The Federal Trade Commission embarrassed the marketing community with its report on how producers of violence-themed movies, video games and records have casually promoted them to younger teens (and even used sub-teens as research targets) -- while at the same time advising parents through their industries' voluntary ratings program that the products may not be appropriate for such kids. It was a blow to the business executives and trade association leaders who constantly struggle to convince skeptical politicians and hostile consumerists that self-regulation is a real option to more laws and regulations.
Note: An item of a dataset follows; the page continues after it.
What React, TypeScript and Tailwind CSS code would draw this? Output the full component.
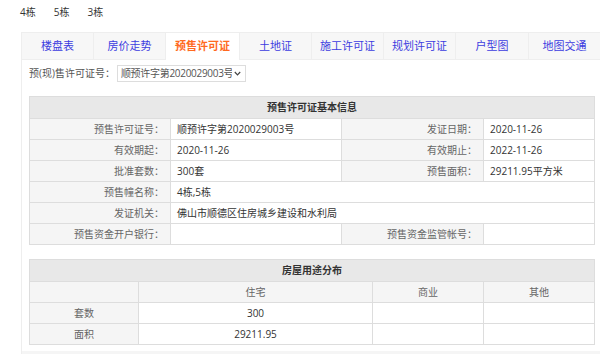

How much of a setback the FTC report will be for ad industry credibility is not clear. But the public has been primed, first by revelations about youth-oriented tobacco marketing and now by these "inside Hollywood" tales, to question the ethics of marketers when it comes to selling to young people. With parents wondering what else may be going on, Mrs. Clinton last month vowed to try to reignite a debate in Congress on whether all forms marketing to very young kids is an "unfair" business practice that ought to be banned (see Forum, P. 58).

Should that attack materialize, marketers have a job ahead to reestablish the credibility of self-regulation. Some film marketers and media companies are trying to respond. What's needed is quick and firm action to show business means business when it come to drafting -- and honoring -- self-regulatory restrictions that recognize the special issues of selling to kids and young teens. Anything short of that is not enough.